Because of this we are actually seeing much of our growth from younger demographics because they are connecting with God and each other in a small group form where scripture is relationally presented. In some cases they are more committed to this context than to Sunday worship. Small groups that function this way are actually more “sticky” for us, actually keeping and adding folks.
The strength of the no-huddle is that it’s clear on the goal – win the game. If huddles help, good. If they don’t, drop them.
By the way, the test of any faith tradition is not necessarily whether it experiences numerical growth but whether it is taken seriously and acted on.
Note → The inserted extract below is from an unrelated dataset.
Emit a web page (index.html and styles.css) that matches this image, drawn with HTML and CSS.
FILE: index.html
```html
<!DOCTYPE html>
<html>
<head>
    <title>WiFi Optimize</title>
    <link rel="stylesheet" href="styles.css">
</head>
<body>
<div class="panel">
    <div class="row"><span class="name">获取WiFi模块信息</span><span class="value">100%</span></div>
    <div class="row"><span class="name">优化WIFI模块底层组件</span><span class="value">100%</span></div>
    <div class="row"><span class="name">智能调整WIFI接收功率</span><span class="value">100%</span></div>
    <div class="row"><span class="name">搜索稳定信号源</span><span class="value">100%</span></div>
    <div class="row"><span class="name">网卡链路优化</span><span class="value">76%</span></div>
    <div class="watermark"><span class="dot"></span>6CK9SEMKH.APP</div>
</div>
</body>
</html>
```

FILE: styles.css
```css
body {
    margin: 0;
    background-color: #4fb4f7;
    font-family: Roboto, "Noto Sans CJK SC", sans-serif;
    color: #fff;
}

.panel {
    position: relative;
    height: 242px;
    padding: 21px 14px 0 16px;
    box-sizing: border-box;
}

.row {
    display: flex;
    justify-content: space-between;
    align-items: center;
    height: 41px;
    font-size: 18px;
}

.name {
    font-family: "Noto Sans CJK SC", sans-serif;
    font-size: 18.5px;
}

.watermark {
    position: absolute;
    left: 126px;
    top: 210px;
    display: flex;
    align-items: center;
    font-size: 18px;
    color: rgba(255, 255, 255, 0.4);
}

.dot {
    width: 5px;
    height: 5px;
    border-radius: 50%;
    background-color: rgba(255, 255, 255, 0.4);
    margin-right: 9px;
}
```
A MAN BE FOUND FAITHFUL is really what is required.
It’s not a question of ““thick” liturgies in the corporate service, but rather the failure of stewardship of Christ’s ministers.
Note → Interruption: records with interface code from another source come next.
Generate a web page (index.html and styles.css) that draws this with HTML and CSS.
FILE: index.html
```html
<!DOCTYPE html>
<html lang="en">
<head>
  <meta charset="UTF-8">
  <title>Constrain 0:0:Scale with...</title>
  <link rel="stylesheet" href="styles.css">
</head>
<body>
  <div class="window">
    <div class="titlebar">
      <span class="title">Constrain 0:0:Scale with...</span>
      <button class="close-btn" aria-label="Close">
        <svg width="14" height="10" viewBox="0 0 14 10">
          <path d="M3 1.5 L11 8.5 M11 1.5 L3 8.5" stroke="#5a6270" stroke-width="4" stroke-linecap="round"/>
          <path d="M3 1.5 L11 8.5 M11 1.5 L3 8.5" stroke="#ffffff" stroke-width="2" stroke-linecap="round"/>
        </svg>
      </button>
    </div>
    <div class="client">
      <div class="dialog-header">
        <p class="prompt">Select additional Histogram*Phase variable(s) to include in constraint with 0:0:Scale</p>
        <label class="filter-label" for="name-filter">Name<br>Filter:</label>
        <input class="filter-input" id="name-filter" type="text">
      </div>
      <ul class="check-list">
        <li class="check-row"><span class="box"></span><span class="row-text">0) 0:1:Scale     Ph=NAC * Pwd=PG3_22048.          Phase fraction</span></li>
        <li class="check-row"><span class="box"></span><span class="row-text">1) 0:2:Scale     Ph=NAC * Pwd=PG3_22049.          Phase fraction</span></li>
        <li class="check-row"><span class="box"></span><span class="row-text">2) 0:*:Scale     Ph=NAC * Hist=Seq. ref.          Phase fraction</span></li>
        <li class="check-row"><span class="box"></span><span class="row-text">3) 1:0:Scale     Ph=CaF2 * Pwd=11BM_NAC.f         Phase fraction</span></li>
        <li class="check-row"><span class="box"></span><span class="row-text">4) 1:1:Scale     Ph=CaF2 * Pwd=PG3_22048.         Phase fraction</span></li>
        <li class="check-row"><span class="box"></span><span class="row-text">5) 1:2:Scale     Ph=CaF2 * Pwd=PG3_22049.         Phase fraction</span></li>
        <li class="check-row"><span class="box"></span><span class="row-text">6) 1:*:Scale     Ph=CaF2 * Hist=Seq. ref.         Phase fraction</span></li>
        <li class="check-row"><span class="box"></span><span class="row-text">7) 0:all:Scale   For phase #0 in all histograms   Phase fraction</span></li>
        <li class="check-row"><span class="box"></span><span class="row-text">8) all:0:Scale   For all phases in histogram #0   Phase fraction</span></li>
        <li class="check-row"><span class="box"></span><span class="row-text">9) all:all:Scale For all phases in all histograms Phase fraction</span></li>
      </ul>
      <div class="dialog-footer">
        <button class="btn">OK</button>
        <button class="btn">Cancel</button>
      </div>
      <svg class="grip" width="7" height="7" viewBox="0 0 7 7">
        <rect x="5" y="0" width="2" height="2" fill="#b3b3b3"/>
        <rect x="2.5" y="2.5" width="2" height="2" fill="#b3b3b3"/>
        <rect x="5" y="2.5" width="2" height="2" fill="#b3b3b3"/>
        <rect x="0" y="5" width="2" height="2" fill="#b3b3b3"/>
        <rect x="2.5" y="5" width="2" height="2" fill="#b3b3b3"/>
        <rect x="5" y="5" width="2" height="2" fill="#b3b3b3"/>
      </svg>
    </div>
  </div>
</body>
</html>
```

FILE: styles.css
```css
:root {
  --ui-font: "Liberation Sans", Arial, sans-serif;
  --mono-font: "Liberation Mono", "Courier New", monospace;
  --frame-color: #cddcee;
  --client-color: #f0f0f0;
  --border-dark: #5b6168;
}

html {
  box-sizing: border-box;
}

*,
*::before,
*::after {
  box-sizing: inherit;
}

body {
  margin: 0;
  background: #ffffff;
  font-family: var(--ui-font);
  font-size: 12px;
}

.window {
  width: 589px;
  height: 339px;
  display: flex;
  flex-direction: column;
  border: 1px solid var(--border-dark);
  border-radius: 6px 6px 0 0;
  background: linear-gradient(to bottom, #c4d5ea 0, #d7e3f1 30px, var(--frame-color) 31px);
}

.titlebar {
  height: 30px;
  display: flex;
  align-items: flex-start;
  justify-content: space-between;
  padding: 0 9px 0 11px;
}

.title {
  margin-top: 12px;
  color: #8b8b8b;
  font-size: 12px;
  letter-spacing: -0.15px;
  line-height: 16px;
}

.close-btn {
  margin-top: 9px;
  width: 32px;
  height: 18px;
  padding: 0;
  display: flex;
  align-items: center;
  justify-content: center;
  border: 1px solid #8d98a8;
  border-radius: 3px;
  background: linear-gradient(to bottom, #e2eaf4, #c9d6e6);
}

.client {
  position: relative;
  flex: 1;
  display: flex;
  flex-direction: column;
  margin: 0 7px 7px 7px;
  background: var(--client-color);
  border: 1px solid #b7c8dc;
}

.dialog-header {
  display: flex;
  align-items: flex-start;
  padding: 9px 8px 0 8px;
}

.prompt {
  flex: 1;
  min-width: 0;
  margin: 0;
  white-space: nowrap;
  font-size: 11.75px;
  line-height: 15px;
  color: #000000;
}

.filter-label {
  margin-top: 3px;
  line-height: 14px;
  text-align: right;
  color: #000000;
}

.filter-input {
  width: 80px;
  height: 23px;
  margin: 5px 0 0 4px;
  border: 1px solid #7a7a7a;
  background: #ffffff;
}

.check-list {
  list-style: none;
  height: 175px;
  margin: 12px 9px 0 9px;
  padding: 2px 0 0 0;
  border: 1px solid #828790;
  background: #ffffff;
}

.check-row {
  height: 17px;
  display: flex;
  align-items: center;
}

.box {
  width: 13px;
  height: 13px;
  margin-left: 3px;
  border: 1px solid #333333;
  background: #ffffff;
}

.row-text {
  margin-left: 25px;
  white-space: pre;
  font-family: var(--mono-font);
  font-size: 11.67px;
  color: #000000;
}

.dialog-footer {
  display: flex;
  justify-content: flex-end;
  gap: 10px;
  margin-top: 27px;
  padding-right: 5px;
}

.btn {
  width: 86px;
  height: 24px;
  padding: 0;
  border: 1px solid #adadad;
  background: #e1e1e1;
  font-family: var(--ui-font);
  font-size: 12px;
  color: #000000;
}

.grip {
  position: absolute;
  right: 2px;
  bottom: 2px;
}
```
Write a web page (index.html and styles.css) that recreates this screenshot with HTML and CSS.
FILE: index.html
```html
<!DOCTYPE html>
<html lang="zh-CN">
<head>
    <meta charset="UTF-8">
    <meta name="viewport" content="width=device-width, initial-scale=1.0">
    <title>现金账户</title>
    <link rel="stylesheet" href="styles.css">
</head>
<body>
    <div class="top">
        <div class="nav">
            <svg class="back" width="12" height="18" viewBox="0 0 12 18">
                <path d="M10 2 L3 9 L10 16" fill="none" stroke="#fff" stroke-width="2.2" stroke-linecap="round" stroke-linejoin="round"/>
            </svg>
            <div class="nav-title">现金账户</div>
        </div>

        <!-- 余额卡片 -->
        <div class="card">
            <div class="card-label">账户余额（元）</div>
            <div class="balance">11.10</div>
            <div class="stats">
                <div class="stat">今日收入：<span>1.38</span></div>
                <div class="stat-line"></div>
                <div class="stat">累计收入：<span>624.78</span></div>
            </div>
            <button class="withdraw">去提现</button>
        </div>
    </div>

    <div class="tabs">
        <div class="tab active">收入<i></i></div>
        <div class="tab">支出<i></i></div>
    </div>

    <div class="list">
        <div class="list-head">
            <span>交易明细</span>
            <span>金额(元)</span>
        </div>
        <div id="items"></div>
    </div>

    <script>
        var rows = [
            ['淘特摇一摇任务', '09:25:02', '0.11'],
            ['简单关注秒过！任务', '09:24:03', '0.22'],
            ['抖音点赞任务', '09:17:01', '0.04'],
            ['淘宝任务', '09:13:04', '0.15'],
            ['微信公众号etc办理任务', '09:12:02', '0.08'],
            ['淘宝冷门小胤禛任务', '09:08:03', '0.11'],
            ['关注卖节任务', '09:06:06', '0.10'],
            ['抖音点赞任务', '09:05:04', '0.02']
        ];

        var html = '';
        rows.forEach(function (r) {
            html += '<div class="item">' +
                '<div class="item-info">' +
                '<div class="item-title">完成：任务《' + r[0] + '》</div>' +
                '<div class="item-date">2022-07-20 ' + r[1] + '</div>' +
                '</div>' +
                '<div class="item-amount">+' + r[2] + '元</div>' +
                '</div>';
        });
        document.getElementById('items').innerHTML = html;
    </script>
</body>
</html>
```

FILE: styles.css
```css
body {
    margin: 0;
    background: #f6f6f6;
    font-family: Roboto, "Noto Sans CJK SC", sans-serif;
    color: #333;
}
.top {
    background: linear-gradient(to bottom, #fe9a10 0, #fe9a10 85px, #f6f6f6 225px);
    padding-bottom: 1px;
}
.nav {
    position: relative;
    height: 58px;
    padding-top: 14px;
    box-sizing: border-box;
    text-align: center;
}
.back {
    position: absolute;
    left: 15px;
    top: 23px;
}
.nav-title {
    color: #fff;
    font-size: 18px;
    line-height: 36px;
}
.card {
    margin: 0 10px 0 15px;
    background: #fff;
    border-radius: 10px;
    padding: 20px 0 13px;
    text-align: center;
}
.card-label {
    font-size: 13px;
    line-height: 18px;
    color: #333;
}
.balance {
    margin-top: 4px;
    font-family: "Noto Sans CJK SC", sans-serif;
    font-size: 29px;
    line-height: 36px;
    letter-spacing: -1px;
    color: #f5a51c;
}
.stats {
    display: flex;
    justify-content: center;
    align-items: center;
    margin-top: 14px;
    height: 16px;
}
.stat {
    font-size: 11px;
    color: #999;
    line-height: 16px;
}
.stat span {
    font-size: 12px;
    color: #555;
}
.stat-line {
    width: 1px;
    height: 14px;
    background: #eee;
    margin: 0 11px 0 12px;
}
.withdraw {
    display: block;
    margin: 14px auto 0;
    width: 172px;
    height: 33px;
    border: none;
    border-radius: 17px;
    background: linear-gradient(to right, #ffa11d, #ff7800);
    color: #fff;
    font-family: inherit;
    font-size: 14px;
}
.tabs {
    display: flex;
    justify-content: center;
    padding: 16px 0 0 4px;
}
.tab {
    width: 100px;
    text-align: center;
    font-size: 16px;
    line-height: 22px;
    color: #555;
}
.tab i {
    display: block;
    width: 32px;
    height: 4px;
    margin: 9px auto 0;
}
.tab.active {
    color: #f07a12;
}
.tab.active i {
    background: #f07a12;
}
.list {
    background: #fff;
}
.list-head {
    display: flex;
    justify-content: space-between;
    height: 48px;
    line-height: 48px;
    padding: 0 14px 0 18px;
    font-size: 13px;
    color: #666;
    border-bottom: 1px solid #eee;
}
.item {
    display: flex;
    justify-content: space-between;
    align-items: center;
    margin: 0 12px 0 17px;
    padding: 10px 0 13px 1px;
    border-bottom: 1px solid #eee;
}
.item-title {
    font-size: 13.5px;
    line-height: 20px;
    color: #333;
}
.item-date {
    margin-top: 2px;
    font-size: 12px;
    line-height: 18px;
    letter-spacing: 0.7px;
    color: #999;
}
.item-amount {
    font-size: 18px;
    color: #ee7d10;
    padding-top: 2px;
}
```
1 Corinthians 4:1-2 Let a man so account of us, as of the ministers of Christ, and stewards of the “mysteries of God”. Moreover it is required in stewards, that a man be found faithful.
The “7 mysteries” revealed in the New Testament are: 1. The Incarnation of Christ 1 Timothy 3:16 “And without controversy great is the mystery of godliness: God was manifest in the flesh, justified in the Spirit, seen of angels, preached unto the Gentiles, believed on in the world, received up into glory.” 2. The Indwelling Christ Colossians 1:27 “To whom God would make known what is the riches of the glory of this mystery among the Gentiles; which is Christ in you, the hope of glory:” 3. The Body of Christ Ephesians 5:32 “This is a great mystery: but I speak concerning Christ and the church.” (See also Eph 3:1-5 4. The Blindness of Israel Romans 11:25 “For I would not, brethren, that ye should be ignorant of this mystery, lest ye should be wise in your own conceits; that blindness in part is happened to Israel, until the fulness of the Gentiles be come in.” 5. Babylon the Great Revelation 17:5 “And upon her forehead was a name written, MYSTERY, BABYLON THE GREAT, THE MOTHER OF HARLOTS AND ABOMINATIONS OF THE EARTH.”
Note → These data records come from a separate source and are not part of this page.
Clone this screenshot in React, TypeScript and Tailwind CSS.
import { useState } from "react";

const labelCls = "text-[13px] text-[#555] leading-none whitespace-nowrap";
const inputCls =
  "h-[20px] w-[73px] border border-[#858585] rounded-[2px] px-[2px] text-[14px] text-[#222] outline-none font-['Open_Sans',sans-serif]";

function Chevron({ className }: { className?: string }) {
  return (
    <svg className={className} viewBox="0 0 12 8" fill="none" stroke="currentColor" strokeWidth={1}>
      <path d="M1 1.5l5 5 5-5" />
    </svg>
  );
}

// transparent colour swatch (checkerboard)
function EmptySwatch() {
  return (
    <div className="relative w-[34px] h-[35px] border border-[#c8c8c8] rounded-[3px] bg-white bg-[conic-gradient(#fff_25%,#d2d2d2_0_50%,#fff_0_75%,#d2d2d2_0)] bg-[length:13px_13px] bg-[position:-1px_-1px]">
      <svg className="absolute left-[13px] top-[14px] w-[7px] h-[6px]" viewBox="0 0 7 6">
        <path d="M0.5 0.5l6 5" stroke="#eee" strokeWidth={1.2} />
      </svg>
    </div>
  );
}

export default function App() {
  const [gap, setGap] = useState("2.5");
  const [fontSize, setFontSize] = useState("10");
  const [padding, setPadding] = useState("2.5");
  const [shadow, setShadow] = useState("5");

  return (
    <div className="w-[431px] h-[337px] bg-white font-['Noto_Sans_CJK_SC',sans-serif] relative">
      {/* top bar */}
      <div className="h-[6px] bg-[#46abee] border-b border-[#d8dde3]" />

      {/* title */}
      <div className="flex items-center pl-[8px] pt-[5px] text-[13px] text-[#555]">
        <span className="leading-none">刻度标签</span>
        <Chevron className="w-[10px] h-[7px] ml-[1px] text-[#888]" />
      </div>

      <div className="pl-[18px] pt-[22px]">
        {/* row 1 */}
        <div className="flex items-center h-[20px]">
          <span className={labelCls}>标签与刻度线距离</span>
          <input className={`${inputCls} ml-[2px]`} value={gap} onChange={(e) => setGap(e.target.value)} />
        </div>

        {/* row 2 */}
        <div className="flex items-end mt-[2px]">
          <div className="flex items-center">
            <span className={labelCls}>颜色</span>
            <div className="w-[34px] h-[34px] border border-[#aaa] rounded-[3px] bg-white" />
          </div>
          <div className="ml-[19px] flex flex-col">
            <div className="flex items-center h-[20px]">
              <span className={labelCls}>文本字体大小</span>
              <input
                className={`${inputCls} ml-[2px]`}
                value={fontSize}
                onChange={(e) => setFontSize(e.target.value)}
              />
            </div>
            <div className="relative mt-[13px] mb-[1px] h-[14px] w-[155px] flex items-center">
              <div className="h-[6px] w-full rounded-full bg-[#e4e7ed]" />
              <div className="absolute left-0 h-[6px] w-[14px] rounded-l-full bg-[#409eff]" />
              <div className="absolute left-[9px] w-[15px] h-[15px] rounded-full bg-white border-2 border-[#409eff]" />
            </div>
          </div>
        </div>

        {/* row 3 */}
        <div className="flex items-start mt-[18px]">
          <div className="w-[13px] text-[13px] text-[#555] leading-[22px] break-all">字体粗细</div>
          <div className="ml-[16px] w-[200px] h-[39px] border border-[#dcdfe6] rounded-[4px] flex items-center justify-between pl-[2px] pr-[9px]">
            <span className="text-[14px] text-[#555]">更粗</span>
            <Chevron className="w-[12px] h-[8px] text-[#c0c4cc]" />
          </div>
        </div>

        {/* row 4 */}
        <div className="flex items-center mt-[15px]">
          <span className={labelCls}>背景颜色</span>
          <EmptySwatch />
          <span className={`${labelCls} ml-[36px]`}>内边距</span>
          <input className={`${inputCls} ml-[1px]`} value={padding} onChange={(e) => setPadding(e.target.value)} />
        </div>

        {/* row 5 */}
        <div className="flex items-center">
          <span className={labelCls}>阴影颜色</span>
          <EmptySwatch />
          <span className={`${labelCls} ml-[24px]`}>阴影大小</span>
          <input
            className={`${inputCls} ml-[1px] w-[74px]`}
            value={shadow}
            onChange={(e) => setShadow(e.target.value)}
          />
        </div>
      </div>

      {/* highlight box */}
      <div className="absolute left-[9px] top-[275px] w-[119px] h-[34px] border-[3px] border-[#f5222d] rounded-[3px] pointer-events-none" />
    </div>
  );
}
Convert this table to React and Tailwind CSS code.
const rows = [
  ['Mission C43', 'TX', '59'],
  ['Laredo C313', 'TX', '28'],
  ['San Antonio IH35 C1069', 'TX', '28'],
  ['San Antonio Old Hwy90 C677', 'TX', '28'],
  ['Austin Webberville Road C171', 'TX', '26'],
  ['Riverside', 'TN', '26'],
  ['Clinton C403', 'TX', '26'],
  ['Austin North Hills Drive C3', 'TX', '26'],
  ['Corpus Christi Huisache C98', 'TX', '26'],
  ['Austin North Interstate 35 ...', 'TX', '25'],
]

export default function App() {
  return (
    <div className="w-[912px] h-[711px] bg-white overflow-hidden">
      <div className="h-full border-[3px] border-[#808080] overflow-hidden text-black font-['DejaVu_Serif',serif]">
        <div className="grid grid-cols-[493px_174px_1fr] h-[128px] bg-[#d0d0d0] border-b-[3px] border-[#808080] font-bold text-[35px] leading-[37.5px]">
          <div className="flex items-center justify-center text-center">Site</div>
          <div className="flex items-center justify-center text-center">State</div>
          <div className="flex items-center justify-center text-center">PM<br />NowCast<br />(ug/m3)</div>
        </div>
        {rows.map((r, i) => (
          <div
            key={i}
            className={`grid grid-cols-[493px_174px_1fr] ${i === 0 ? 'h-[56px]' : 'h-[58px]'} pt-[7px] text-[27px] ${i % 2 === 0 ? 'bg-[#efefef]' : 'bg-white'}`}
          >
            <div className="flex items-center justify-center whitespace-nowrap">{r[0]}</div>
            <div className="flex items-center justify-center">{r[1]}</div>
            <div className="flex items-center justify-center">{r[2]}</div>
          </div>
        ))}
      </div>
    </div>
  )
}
If every Christian minister had been faithful in preserving these “mysteries”, we would not be in the mess we are today. The Catholic Church doesn’t even mention the last three.
2 “mysteries” not included in previous comments:
5. The Incarnation of Satan 2 Thessalonians 2:7-8 “For the mystery of iniquity doth already work: only he who now letteth will let, until he be taken out of the way. And then shall that Wicked be revealed, whom the Lord shall consume with the spirit of his mouth, and shall destroy with the brightness of his coming:”
6. The Rapture 1 Corinthians 15:51 “Behold, I shew you a mystery; We shall not all sleep, but we shall all be changed,”
I agree with Mr. Metzger. I think the no-huddle offense he’s speaking of is primarily concerning the essence of the church growing collectively to become more Christ-like, rather than a congregation increasing in numbers. The church functions most effectively as a collective body, and sharing sacraments and liturgical worship serves to intimately unite and strengthen the body as a whole.
Our collective worship isn’t something we “huddle” up for, but a posture of living in His presence daily. It’s not an occasion, it’s a shared response to the call to take in our Savior, to be His bride. Leadership in the church is paramount in nurturing, training, and equipping her. Our worship isn’t where we gather to receive an insular, individualistic game plan, but where the body receives sustenance from Him to live out our faith in the world.